Now, instead of just throwing away prior information, we're storing it as our beliefs array. That's because of this line:

beliefs[i] = beliefs[i] * sensor_model(sensor, i);

Although it might not look like it at first glance, this line is also our Bayes Theorem step of $P(Position) \times P(Sensor|Position)$. We're taking the probability for the index that corresponds to a position, and multiplying it by our model of the likelihood that a sensor value reads a particular value at some position.
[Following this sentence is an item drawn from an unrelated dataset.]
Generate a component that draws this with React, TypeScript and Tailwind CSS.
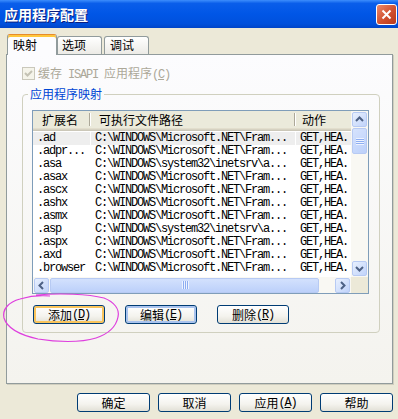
import React from 'react';

const zh = "font-['Noto_Sans_CJK_SC',sans-serif]";
const mono = "font-['Liberation_Mono',monospace] text-[12px] tracking-[-1.2px] whitespace-pre";

const ms = 'C:\\WINDOWS\\Microsoft.NET\\Fram...';
const sys = 'C:\\WINDOWS\\system32\\inetsrv\\a...';

const rows: [string, string][] = [
  ['.ad', ms],
  ['.adpr...', ms],
  ['.asa', sys],
  ['.asax', ms],
  ['.ascx', ms],
  ['.ashx', ms],
  ['.asmx', ms],
  ['.asp', sys],
  ['.aspx', ms],
  ['.axd', ms],
  ['.browser', ms],
];

const Ascii = ({ children }: { children: React.ReactNode }) => <span className={mono}>{children}</span>;

const arrows = {
  up: 'M3 8 L6.5 4.5 L10 8',
  down: 'M3 5 L6.5 8.5 L10 5',
  left: 'M8 3 L4.5 6.5 L8 10',
  right: 'M5 3 L8.5 6.5 L5 10',
};

const ScrollBtn = ({ dir }: { dir: keyof typeof arrows }) => (
  <div className="flex h-[15px] w-[15px] shrink-0 items-center justify-center rounded-[2px] border border-[#B7CAF3] bg-[linear-gradient(135deg,#E8F0FE,#C0D3FA)]">
    <svg width="13" height="13" viewBox="0 0 13 13">
      <path d={arrows[dir]} fill="none" stroke="#4D6185" strokeWidth="2" />
    </svg>
  </div>
);

const Button = ({ children, variant }: { children: React.ReactNode; variant?: 'hover' | 'focus' }) => {
  let ring = '';
  if (variant === 'hover') ring = 'shadow-[inset_0_0_0_2px_#F9C45C]';
  if (variant === 'focus') ring = 'shadow-[inset_0_0_0_2px_#A9C3EE]';
  return (
    <div
      className={`flex h-[19px] shrink-0 items-center justify-center rounded-[3px] border border-[#003C74] bg-[linear-gradient(to_bottom,#FFFFFF,#F4F3EE_60%,#E2E0D6)] text-[12px] leading-none text-black ${ring}`}
    >
      {children}
    </div>
  );
};

export default function App() {
  return (
    <div className={`relative h-[419px] w-[398px] overflow-hidden bg-[#ECE9D8] text-[12px] text-black ${zh}`}>
      {/* title bar */}
      <div className="flex h-[28px] items-center justify-between bg-[linear-gradient(to_bottom,#3D8EFC_0%,#0A5EEA_12%,#0056E6_50%,#0050DC_85%,#0045C8_100%)] pl-[4px] pr-[1px]">
        <span className="text-[14px] font-bold leading-none text-white [text-shadow:1px_1px_0_#0A1E80]">应用程序配置</span>
        <div className="flex h-[21px] w-[21px] items-center justify-center rounded-[3px] border border-white bg-[linear-gradient(135deg,#EC8A6C,#D0502F_55%,#B8391B)]">
          <svg width="13" height="13" viewBox="0 0 13 13">
            <path d="M2.5 2.5 L10.5 10.5 M10.5 2.5 L2.5 10.5" stroke="white" strokeWidth="2" />
          </svg>
        </div>
      </div>

      {/* tabs */}
      <div className="relative z-10 mt-[6px] flex h-[21px] items-end pl-[7px]">
        <div className="h-[21px] w-[50px] rounded-t-[3px] border-x border-t border-[#919B9C] border-t-[#E68B2C] bg-[#FCFCFE] pl-[5px] pt-[3px] leading-[14px] shadow-[inset_0_2px_0_#FFC73C]">
          映射
        </div>
        <div className="mb-[1px] h-[18px] w-[45px] rounded-t-[3px] border-x border-t border-[#919B9C] bg-[linear-gradient(to_bottom,#FFFFFF,#ECEBE6)] pl-[4px] pt-[1px] leading-[14px]">
          选项
        </div>
        <div className="mb-[1px] ml-[2px] h-[18px] w-[45px] rounded-t-[3px] border-x border-t border-[#919B9C] bg-[linear-gradient(to_bottom,#FFFFFF,#ECEBE6)] pl-[5px] pt-[1px] leading-[14px]">
          调试
        </div>
      </div>

      {/* tab page */}
      <div className="-mt-[1px] ml-[6px] h-[330px] w-[387px] border border-[#919B9C] bg-[linear-gradient(to_bottom,#FCFCFE,#F4F3EE)] pl-[15px] pt-[12px] shadow-[1px_1px_0_#D0CEBF]">
        <div className="flex h-[13px] items-center gap-[3px]">
          <div className="flex h-[13px] w-[13px] items-center justify-center border border-[#CAC8BB] bg-[#F5F4EA]">
            <svg width="11" height="11" viewBox="0 0 11 11">
              <path d="M2 5 L4.5 7.5 L9 3" fill="none" stroke="#C4C2B4" strokeWidth="2" />
            </svg>
          </div>
          <span className="leading-[13px] text-[#ACA899]">
            缓存<Ascii> ISAPI </Ascii>应用程序<Ascii>(<u>C</u>)</Ascii>
          </span>
        </div>

        {/* group box */}
        <div className="relative mt-[14px] w-[358px] rounded-[4px] border border-[#D0D0BF] pb-[8px] pl-[9px] pt-[15px]">
          <span className="absolute left-[5px] top-[-9px] bg-[#FBFBFB] px-[2px] leading-[16px] text-[#0046D5]">应用程序映射</span>

          {/* list view */}
          <div className="flex h-[184px] w-[337px] flex-col border border-[#7F9DB9] bg-white">
            <div className="flex h-[166px]">
              <div className="w-[318px] overflow-hidden">
                <div className="flex h-[20px] items-center bg-[#EBEADB] pb-[3px] shadow-[inset_0_-1px_0_#CBC7B8,inset_0_-2px_0_#D6D2C2,inset_0_-3px_0_#E2DECD]">
                  <div className="flex h-full w-[58px] shrink-0 items-center pl-[9px]">
                    <span>扩展名</span>
                    <span className="ml-auto h-[13px] w-[2px] border-l border-r border-l-[#ACA899] border-r-white" />
                  </div>
                  <div className="flex h-full w-[205px] shrink-0 items-center pl-[8px]">
                    <span>可执行文件路径</span>
                    <span className="ml-auto h-[13px] w-[2px] border-l border-r border-l-[#ACA899] border-r-white" />
                  </div>
                  <div className="flex h-full flex-1 items-center pl-[6px]">
                    <span>动作</span>
                  </div>
                </div>
                <div className="pt-[1px]">
                  {rows.map(([ext, path], i) => (
                    <div key={ext} className={`flex h-[13px] leading-[13px] ${i === 0 ? 'bg-[#EEEEEE]' : ''}`}>
                      <div className={`w-[58px] shrink-0 overflow-hidden border-r border-white pl-[4px] ${mono}`}>{ext}</div>
                      <div className={`w-[205px] shrink-0 overflow-hidden border-r border-white pl-[4px] ${mono}`}>{path}</div>
                      <div className={`flex-1 overflow-hidden pl-[4px] ${mono}`}>GET,HEA.</div>
                    </div>
                  ))}
                </div>
              </div>
              {/* vertical scrollbar */}
              <div className="flex w-[17px] flex-col items-center bg-[#F9F8F3] py-[1px]">
                <ScrollBtn dir="up" />
                <div className="mt-[1px] flex h-[26px] w-[15px] items-center justify-center rounded-[2px] border border-[#B7CAF3] bg-[linear-gradient(135deg,#D6E3FD,#BCD0FA)]">
                  <svg width="8" height="8" viewBox="0 0 8 8">
                    <path d="M0 1.5 H8 M0 3.5 H8 M0 5.5 H8 M0 7.5 H8" stroke="#EEF3FE" strokeWidth="1" />
                    <path d="M0 2.5 H8 M0 4.5 H8 M0 6.5 H8" stroke="#8DAEF2" strokeWidth="1" />
                  </svg>
                </div>
                <div className="flex-1" />
                <ScrollBtn dir="down" />
              </div>
            </div>
            {/* horizontal scrollbar */}
            <div className="flex h-[16px]">
              <div className="flex w-[318px] items-center gap-[1px] bg-[#F9F8F3] px-[1px]">
                <ScrollBtn dir="left" />
                <div className="flex h-[15px] w-[269px] items-center justify-center rounded-[2px] border border-[#B7CAF3] bg-[linear-gradient(to_bottom,#D3E1FD,#BCD0FA)]">
                  <svg width="8" height="8" viewBox="0 0 8 8">
                    <path d="M1.5 0 V8 M3.5 0 V8 M5.5 0 V8 M7.5 0 V8" stroke="#EEF3FE" strokeWidth="1" />
                    <path d="M2.5 0 V8 M4.5 0 V8 M6.5 0 V8" stroke="#8DAEF2" strokeWidth="1" />
                  </svg>
                </div>
                <div className="flex-1" />
                <ScrollBtn dir="right" />
              </div>
              <div className="w-[17px] bg-[#ECE9D8]" />
            </div>
          </div>

          <div className="ml-[1px] mt-[11px] flex gap-[20px]">
            <div className="w-[72px]">
              <Button variant="hover">
                添加<Ascii>(<u>D</u>)</Ascii>
              </Button>
            </div>
            <div className="w-[72px]">
              <Button variant="focus">
                编辑<Ascii>(<u>E</u>)</Ascii>
              </Button>
            </div>
            <div className="w-[72px]">
              <Button>
                删除<Ascii>(<u>R</u>)</Ascii>
              </Button>
            </div>
          </div>
        </div>
      </div>

      {/* dialog buttons */}
      <div className="mt-[9px] flex justify-end gap-[8px] pr-[5px]">
        <div className="w-[73px]">
          <Button>确定</Button>
        </div>
        <div className="w-[73px]">
          <Button>取消</Button>
        </div>
        <div className="w-[73px]">
          <Button>
            应用<Ascii>(<u>A</u>)</Ascii>
          </Button>
        </div>
        <div className="w-[73px]">
          <Button>帮助</Button>
        </div>
      </div>

      {/* hand-drawn annotation */}
      <svg className="pointer-events-none absolute left-0 top-0" width="398" height="419" viewBox="0 0 398 419">
        <path
          d="M36 295 C60 293 88 294 104 298 C114 302 120 309 118 317 C116 327 108 334 96 338 C80 343 56 342 38 339 C20 335 7 328 4 318 C2 309 9 302 20 299 C30 296 40 295 50 296"
          fill="none"
          stroke="#DE3FDE"
          strokeWidth="1.2"
        />
      </svg>
    </div>
  );
}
Putting in some concrete numbers will help understand the sensor model:

If the robot is at $5cm$ from the wall, but there is some normally-distributed error, then the tendency of the beliefs array will be to converge towards $5cm$. That's because sensor_model(4.5, 5), sensor_model(5.0, 5), and sensor_model(5.5, 5) will all be very close to 1.0:

sensor_model(4.5, 5) = 0.9950
sensor_model(5.0, 5) = 1.0000
sensor_model(5.5, 5) = 0.9950

So our sensor model is just a normal distribution centered centred on the position with lowest error. You can tune the distribution to look more like the real sensor values that you get, or you can do something more complex like implement a lookup table with your real, experimental data. In either case, we're just trying to make a probability distribution look like real life.

Summary of Bayes Filter

Hopefully this version of Bayes helps to solidify the big idea behind Bayes: we're just multiplying probabilities over and over again to estimate the robot's state. Zooming out to the big picture, using the Bayes Filter will help your robot deal with normally-distributed error. Although this example was just 1-D, the filter generalizes to multiple dimensions. So, for example, if you're trying to guess where you are in the maze, this may help.